4. Document your patterns: Add comments to explain why a pattern was chosen and how it works.
5. Test pattern implementations: Ensure your implementation works as expected with unit tests.

Common Mistakes to Avoid

1. Pattern overuse: Not every problem needs a design pattern. Sometimes a simple solution is better.
2. Premature abstraction: Wait until you have a clear need before implementing complex patterns.
3. Ignoring trade-offs: Every pattern comes with trade-offs.

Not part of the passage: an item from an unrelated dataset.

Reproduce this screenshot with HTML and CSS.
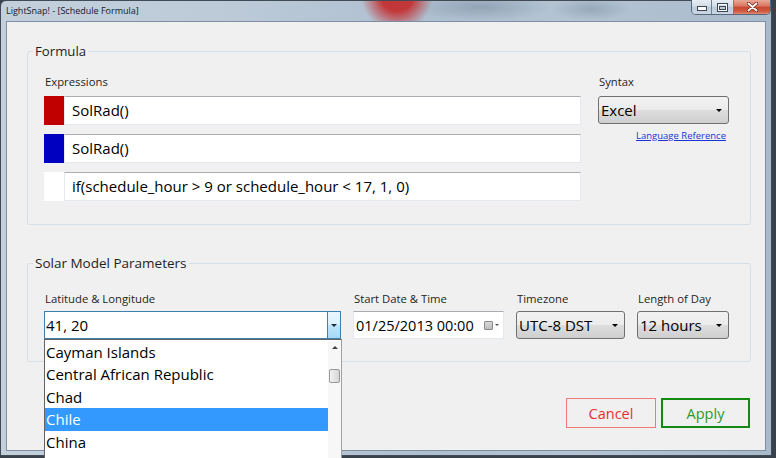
FILE: index.html
```html
<!DOCTYPE html>
<html lang="en">
<head>
    <meta charset="UTF-8">
    <title>LightSnap! - [Schedule Formula]</title>
    <link rel="stylesheet" href="styles.css">
</head>
<body>
    <div class="window">
        <div class="titlebar">
            <span class="title">LightSnap! - [Schedule Formula]</span>
            <div class="caption">
                <span class="cap min">
                    <svg width="10" height="5" viewBox="0 0 10 5"><rect x="0.5" y="0.5" width="9" height="4" fill="#fff" stroke="#3b4654"/></svg>
                </span>
                <span class="cap max">
                    <svg width="11" height="9" viewBox="0 0 11 9"><rect x="0.5" y="0.5" width="10" height="8" fill="none" stroke="#3b4654"/><rect x="1.5" y="1.5" width="8" height="6" fill="none" stroke="#fff"/><rect x="2.5" y="3.5" width="6" height="3" fill="none" stroke="#3b4654"/></svg>
                </span>
                <span class="cap close">
                    <svg width="11" height="10" viewBox="0 0 11 10"><path d="M1.5 1.5 L9.5 8.5 M9.5 1.5 L1.5 8.5" stroke="#6b2a1e" stroke-width="3.4" stroke-linecap="round"/><path d="M1.5 1.5 L9.5 8.5 M9.5 1.5 L1.5 8.5" stroke="#fff" stroke-width="1.8" stroke-linecap="round"/></svg>
                </span>
            </div>
        </div>

        <div class="client">
            <fieldset class="group formula">
                <legend>Formula</legend>
                <div class="formula-body">
                    <div class="expr">
                        <div class="lbl">Expressions</div>
                        <div class="expr-row"><span class="swatch red"></span><div class="textbox">SolRad()</div></div>
                        <div class="expr-row"><span class="swatch blue"></span><div class="textbox">SolRad()</div></div>
                        <div class="expr-row"><span class="swatch white"></span><div class="textbox">if(schedule_hour &gt; 9 or schedule_hour &lt; 17, 1, 0)</div></div>
                    </div>
                    <div class="syntax">
                        <div class="lbl">Syntax</div>
                        <div class="select">Excel<span class="arrow"></span></div>
                        <a class="link" href="#">Language Reference</a>
                    </div>
                </div>
            </fieldset>

            <fieldset class="group solar">
                <legend>Solar Model Parameters</legend>
                <div class="solar-row">
                    <div class="field f-latlng">
                        <div class="lbl">Latitude &amp; Longitude</div>
                        <div class="combo">
                            <span class="combo-text">41, 20</span>
                            <span class="combo-btn"><span class="arrow"></span></span>
                            <div class="popup">
                                <div class="items">
                                    <div class="item">Cayman Islands</div>
                                    <div class="item">Central African Republic</div>
                                    <div class="item">Chad</div>
                                    <div class="item sel">Chile</div>
                                    <div class="item">China</div>
                                </div>
                                <div class="scroll">
                                    <span class="up"></span>
                                    <span class="thumb"></span>
                                </div>
                            </div>
                        </div>
                    </div>
                    <div class="field f-date">
                        <div class="lbl">Start Date &amp; Time</div>
                        <div class="datebox">
                            <span>01/25/2013 00:00</span>
                            <span class="cal"><span class="cal-icon"></span><span class="arrow small"></span></span>
                        </div>
                    </div>
                    <div class="field f-tz">
                        <div class="lbl">Timezone</div>
                        <div class="select">UTC-8 DST<span class="arrow"></span></div>
                    </div>
                    <div class="field f-len">
                        <div class="lbl">Length of Day</div>
                        <div class="select">12 hours<span class="arrow"></span></div>
                    </div>
                </div>
            </fieldset>

            <div class="actions">
                <button class="btn cancel">Cancel</button>
                <button class="btn apply">Apply</button>
            </div>
        </div>
    </div>
</body>
</html>
```

FILE: styles.css
```css
*,*::before,*::after{
    box-sizing: border-box;
}

body{
    margin: 0;
    width: 776px;
    height: 458px;
    overflow: hidden;
    background: #39414b;
    font-family: "Open Sans", "Noto Sans", sans-serif;
    color: #1e1e1e;
}

/* window frame */
.window{
    width: 772px;
    height: 456px;
    display: flex;
    flex-direction: column;
    padding: 0 5px 4px 5px;
    border: 1px solid #414b56;
    border-radius: 6px 6px 0 0;
    background:
        radial-gradient(circle 36px at 396px -6px, rgba(196,40,40,0.9) 45%, rgba(196,40,40,0) 100%),
        radial-gradient(ellipse 70px 14px at 480px 6px, rgba(110,130,150,0.45), rgba(110,130,150,0) 100%),
        radial-gradient(ellipse 40px 12px at 590px 8px, rgba(110,130,150,0.4), rgba(110,130,150,0) 100%),
        linear-gradient(to right, #c3d0dc, #bccad8 30%, #aebfd0 55%, #b4c4d3 75%, #a9bacb);
}

.titlebar{
    height: 20px;
    display: flex;
    justify-content: space-between;
    align-items: flex-start;
}

.title{
    font-size: 9px;
    line-height: 20px;
    color: #14181d;
}

.caption{
    display: flex;
    height: 15px;
    margin: -1px -5px 0 0;
    border: 1px solid #56687a;
    border-top: none;
    border-radius: 0 0 5px 5px;
    overflow: hidden;
}

.cap{
    display: flex;
    justify-content: center;
    align-items: center;
    height: 100%;
    background: linear-gradient(#e6edf4, #d3dde7 45%, #bccbd9 50%, #cbd7e3);
}

.cap.min{
    width: 20px;
    align-items: flex-end;
    padding-bottom: 3px;
    border-right: 1px solid #6f8193;
}

.cap.max{
    width: 22px;
    border-right: 1px solid #6f8193;
}

.cap.close{
    width: 36px;
    background: linear-gradient(#e9a997, #d8735d 45%, #c6472f 50%, #cf5840 80%, #e28a70);
}

/* client area */
.client{
    flex: 1;
    background: #f0f0f0;
    border: 1px solid #7d8fa0;
    padding: 20px 14px 0 20px;
}

.group{
    margin: 0;
    min-width: 0;
    padding: 0 21px 23px 16px;
    border: 1px solid #d5dfe5;
    border-radius: 3px;
}

.group legend{
    font-size: 13.2px;
    line-height: 19px;
    padding: 0 2px;
    margin-left: -11px;
    color: #1e1e1e;
}

.solar legend{
    font-size: 13.5px;
}

.lbl{
    font-size: 11.3px;
    line-height: 16px;
    margin-bottom: 6px;
    padding-left: 1px;
    white-space: nowrap;
}

.formula-body{
    display: flex;
    gap: 17px;
    padding-top: 13px;
}

.expr{
    width: 537px;
}

.expr-row{
    display: flex;
    height: 29px;
    margin-bottom: 9px;
}

.expr-row:last-child{
    margin-bottom: 0;
}

.swatch{
    width: 20px;
}
.swatch.red{ background: #c00000; }
.swatch.blue{ background: #0000c0; }
.swatch.white{ background: #ffffff; }

.textbox{
    flex: 1;
    background: #fff;
    border: 1px solid #e3e9ef;
    border-top-color: #abadb3;
    padding-left: 7px;
    font-size: 15px;
    line-height: 27px;
    white-space: nowrap;
    color: #000;
}

.syntax{
    width: 131px;
}

.select{
    height: 28px;
    display: flex;
    align-items: center;
    justify-content: space-between;
    padding: 0 6px 0 2px;
    border: 1px solid #707070;
    border-radius: 3px;
    background: linear-gradient(#f2f2f2, #ebebeb 50%, #dddddd 50%, #cfcfcf);
    font-size: 15px;
    color: #000;
    white-space: nowrap;
}

.arrow{
    width: 0;
    height: 0;
    border-left: 3px solid transparent;
    border-right: 3px solid transparent;
    border-top: 3px solid #000;
}

.arrow.small{
    border-left-width: 2px;
    border-right-width: 2px;
    border-top: 2px solid #555;
}

.link{
    display: block;
    margin-top: 5px;
    padding-right: 3px;
    text-align: right;
    font-size: 9.5px;
    color: #1a33d6;
    text-decoration: underline;
}

/* solar parameters */
.solar{
    margin-top: 29px;
    padding-bottom: 22px;
}

.solar .lbl{
    margin-bottom: 4px;
    padding-top: 18px;
}

.solar-row{
    display: flex;
    gap: 12px;
}

.f-latlng{ width: 297px; }
.f-date{ width: 151px; }
.f-tz{ width: 109px; }
.f-len{ width: 92px; }

.combo{
    position: relative;
    height: 28px;
    display: flex;
    background: #fff;
    border: 1px solid #3c7fb1;
}

.combo-text{
    flex: 1;
    padding-left: 1px;
    font-size: 15px;
    line-height: 26px;
    color: #000;
}

.combo-btn{
    width: 13px;
    display: flex;
    justify-content: center;
    align-items: center;
    border-left: 1px solid #3c7fb1;
    background: linear-gradient(#eaf6fd, #d9f0fc 50%, #bee6fd 50%, #a7d9f5);
}

.combo-btn .arrow{
    border-top-color: #1c2b38;
}

.popup{
    position: absolute;
    top: 27px;
    left: -1px;
    width: 298px;
    height: 132px;
    display: flex;
    padding-top: 1px;
    background: #fff;
    border: 1px solid #646464;
    border-right-color: #a0a0a0;
    z-index: 5;
}

.items{
    flex: 1;
    overflow: hidden;
}

.item{
    height: 22.4px;
    line-height: 22px;
    padding-left: 1px;
    font-size: 15px;
    color: #000;
    white-space: nowrap;
}

.item.sel{
    background: #3399ff;
    color: #fff;
}

.scroll{
    width: 13px;
    display: flex;
    flex-direction: column;
    align-items: center;
    background: #f7f7f7;
}

.scroll .up{
    margin-top: 5px;
    width: 0;
    height: 0;
    border-left: 3px solid transparent;
    border-right: 3px solid transparent;
    border-bottom: 3px solid #404040;
}

.scroll .thumb{
    margin-top: 20px;
    width: 11px;
    height: 14px;
    border: 1px solid #979797;
    border-radius: 2px;
    background: linear-gradient(to right, #f4f4f4, #e4e4e4 50%, #d6d6d6);
}

.datebox{
    height: 28px;
    display: flex;
    align-items: center;
    justify-content: space-between;
    padding: 0 4px 0 2px;
    background: #fff;
    border: 1px solid #e3e9ef;
    border-top-color: #abadb3;
    font-size: 14.5px;
    color: #000;
    white-space: nowrap;
}

.cal{
    display: flex;
    align-items: center;
    gap: 2px;
}

.cal-icon{
    width: 9px;
    height: 9px;
    border: 1px solid #8a8a8a;
    border-radius: 1px;
    background: linear-gradient(#d8d8d8, #bdbdbd);
}

/* buttons */
.actions{
    display: flex;
    justify-content: flex-end;
    gap: 5px;
    margin-top: 36px;
    padding-right: 1px;
}

.btn{
    height: 30px;
    background: #f0f0f0;
    font-family: "Open Sans", "Noto Sans", sans-serif;
    font-size: 14.5px;
    padding: 0;
}

.btn.cancel{
    width: 90px;
    border: 1px solid #f07a7a;
    color: #ec2d2d;
}

.btn.apply{
    width: 89px;
    border: 2px solid #128a12;
    color: #2a9c2a;
}
```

Be aware of them before implementing.
4. Pattern purism: It's okay to adapt patterns to fit your specific needs rather than following them rigidly.
5. Ignoring context: A pattern that works well in one context might not be suitable in another.

Summary

Design patterns are powerful tools in a TypeScript developer's toolkit. They provide tested solutions to common problems, helping you write more maintainable and scalable code. In this guide, we've covered:

• The three main categories of design patterns: creational, structural, and behavioral
• Several key patterns from each category with TypeScript implementations
• Best practices and common mistakes when implementing design patterns
• Real-world applications of each pattern

By understanding and applying these patterns appropriately, you can significantly improve the quality of your TypeScript code and become a more effective developer.

Additional Resources

To deepen your understanding of design patterns in TypeScript:

1. Books:

   • "Design Patterns: Elements of Reusable Object-Oriented Software" by the Gang of Four
   • "Head First Design Patterns" for a more approachable introduction

2. Online resources:

   • TypeScript Documentation
   • Refactoring Guru - A comprehensive resource on design patterns with examples

3. Practice exercises:

   • Identify a pattern in a project you're working on
   • Refactor an existing piece of code to use a design pattern
   • Implement each pattern in a small project to solidify your understanding

Remember that mastering design patterns takes practice. Start by recognizing situations where these patterns might be useful, and gradually incorporate them into your code where appropriate.